The Under-20s have progressed to a semi-final against Italy, ending a long trail of tears for England at this level where, in the previous 11 tournaments, they had failed to qualify for five and not won a game in the other six. It was 1993 when the likes of Nicky Butt, Nick Barmby and Jamie Pollock reached the semi-finals of the World Youth Championships in Tunisia, around four years before any of the current side were born.
Woodman, 20, who is yet to play for his parent club, Newcastle United, comes from a family of some football pedigree: his father, Andy, was once a well-travelled lower-league goalkeeper and the best friend of Gareth Southgate, whom he met when they were apprentices at Crystal Palace.

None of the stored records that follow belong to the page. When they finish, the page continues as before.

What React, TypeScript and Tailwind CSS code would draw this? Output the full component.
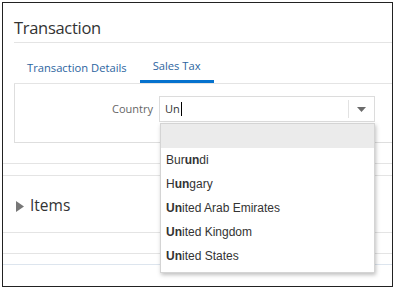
import { useState } from "react";

const countries = [
  { rest: "Bur", hit: "un", tail: "di" },
  { rest: "H", hit: "un", tail: "gary" },
  { rest: "", hit: "Un", tail: "ited Arab Emirates" },
  { rest: "", hit: "Un", tail: "ited Kingdom" },
  { rest: "", hit: "Un", tail: "ited States" },
];

const App = () => {
  const [query] = useState("Un");

  return (
    <div className="h-[289px] w-[395px] bg-white p-[2px] font-['Open_Sans',sans-serif]">
      <div className="relative flex h-[285px] flex-col overflow-hidden border-[1.5px] border-[#222]">
        {/* title */}
        <div className="ml-[11px] h-[40px] border-b border-[#e4e4e4] pt-[14px]">
          <h1 className="text-[16.5px] leading-[22px] tracking-[-0.3px] text-[#333]">Transaction</h1>
        </div>

        {/* tabs */}
        <div className="ml-[11px] flex h-[41px] border-b border-[#e4e4e4]">
          <button className="flex h-full items-center px-[13px] pt-[10px] text-[11.2px] text-[#2c64a0]">
            Transaction Details
          </button>
          <button className="flex h-full items-center border-b-[3px] border-[#0572ce] px-[13px] pt-[10px] text-[11.2px] text-[#2c64a0]">
            Sales Tax
          </button>
        </div>

        {/* sales tax panel */}
        <div className="ml-[11px] h-[59px] border-b border-l border-[#dedede] pt-[12px]">
          <div className="flex items-center">
            <label className="w-[138px] text-right text-[11px] text-[#666]">Country</label>
            <div className="relative ml-[6px] w-[216px]">
              <div className="flex h-[26px] items-center border border-[#dcdcdc] bg-white">
                <div className="flex flex-1 items-center pl-[5px] text-[11px] text-[#333]">
                  {query}
                  <span className="ml-[1px] h-[14px] w-[1px] bg-black" />
                </div>
                <div className="flex h-[18px] w-[26px] items-center justify-center border-l border-[#e2e2e2]">
                  <svg width="9" height="5" viewBox="0 0 9 5">
                    <path d="M0 0 H9 L4.5 5 Z" fill="#6b6b6b" />
                  </svg>
                </div>
              </div>

              {/* suggestions */}
              <ul className="absolute left-[1px] top-[27px] z-10 w-[215px] border border-[#d4d4d4] bg-white pb-[4px] shadow-[1px_2px_4px_rgba(0,0,0,0.25)] font-['Liberation_Sans',Arial,sans-serif]">
                <li className="h-[24px] bg-[#ebebeb]" />
                {countries.map((c) => (
                  <li key={c.hit + c.tail} className="flex h-[24px] items-center px-[5px] text-[12px] text-[#333]">
                    {c.rest}
                    <b className="font-bold">{c.hit}</b>
                    {c.tail}
                  </li>
                ))}
              </ul>
            </div>
          </div>
        </div>

        <div className="mt-[20px] h-[13px] border-y border-[#e4e4e4]" />

        {/* items */}
        <div className="flex h-[56px] items-center gap-[6px] pl-[13px] pt-[4px]">
          <svg width="8" height="11" viewBox="0 0 8 11">
            <path d="M0 0 L8 5.5 L0 11 Z" fill="#777" />
          </svg>
          <span className="text-[15.5px] text-[#333]">Items</span>
        </div>

        <div className="h-[21px] border-t border-[#e4e4e4]" />
        <div className="h-[11px] border-t border-[#e4e4e4]" />
        <div className="border-t border-[#dde5ee]" />
      </div>
    </div>
  );
};

export default App;
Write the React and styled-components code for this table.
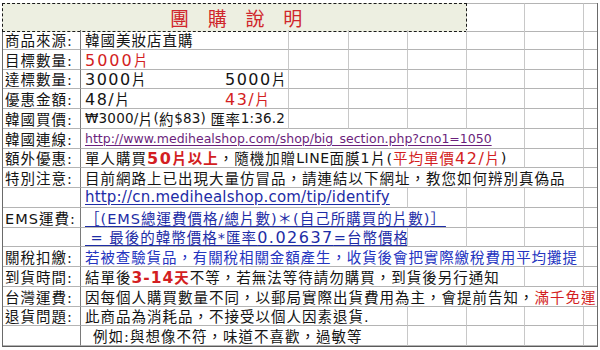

Southgate is godfather to Freddie, born in 1997, by which time the two friends’ career paths had long since diverged: Andy was at Northampton Town, the current England manager at Aston Villa.
Freddie is treading a familiar path for a young English prodigy, capped all the way up the junior levels from under-16s and making his name on loan at Hartlepool, Crawley Town and Kilmarnock. Yesterday, he said that the tournament had come at the right time for a group of players who knew each other well.
“It’s exciting for us – we are in unknown territory, the semifinal of a World Cup and the chance to get in a final, which I didn’t think I would be saying.”
He was part of the England Under-17s who won the 2014 European Championship, and many of the squad have stayed together, including Dominic Solanke, Liverpool’s new signing from Chelsea who scored the winner against Mexico in the quarterfinals. Woodman reels off a few more from that under-17s team, including Newcastle team-mate Adam Armstrong and Dael Fry, Lewis Cook and Jonjoe Kenny.
Woodman has learnt from his loan spells and has had the guidance of his father. For a while, he was his coach at Newcastle, whom he joined at 14 when Andy was on Alan Pardew’s staff. With Southgate in 2004, Andy wrote a dual memoir about their respective careers Woody and Nord, A Football Friendship, ‘Nord’ being Southgate’s nickname as a player.
It is an affecting story encompassing the fun, the triumphs and the disappointments. Freddie chuckles at mention of the book and says that, yes, he has read it. His earliest memory is as a five-year-old in 2003 watching his father playing for Oxford against Arsenal in the FA Cup third round. “It was quite strange seeing my old man on the pitch with Henry and Bergkamp.
“The way it panned out for him wasn’t ideal and he had a lot of struggles along the way that I have been fortunate to learn from. He openly admits mistakes and he tells them to me so I won’t make the
same. But he does remind me that he’s got 500 league games! I’m on 25, so it’s quite competitive in my household.”
As for Freddie’s godfather, he says he is sure that Southgate remembered his birthday every year. Do his team-mates know? “Not really.” The England manager will be watching today, when England Under-20s have a chance to make history. What does Freddie think of the prospects for his generation in the ultra-competitive Premier League? “There is a lot of quality in this team and most of the players here will go on to do good things. That’s all any young player wants, that opportunity to show everyone what he is about, and I think our chance might come this week.”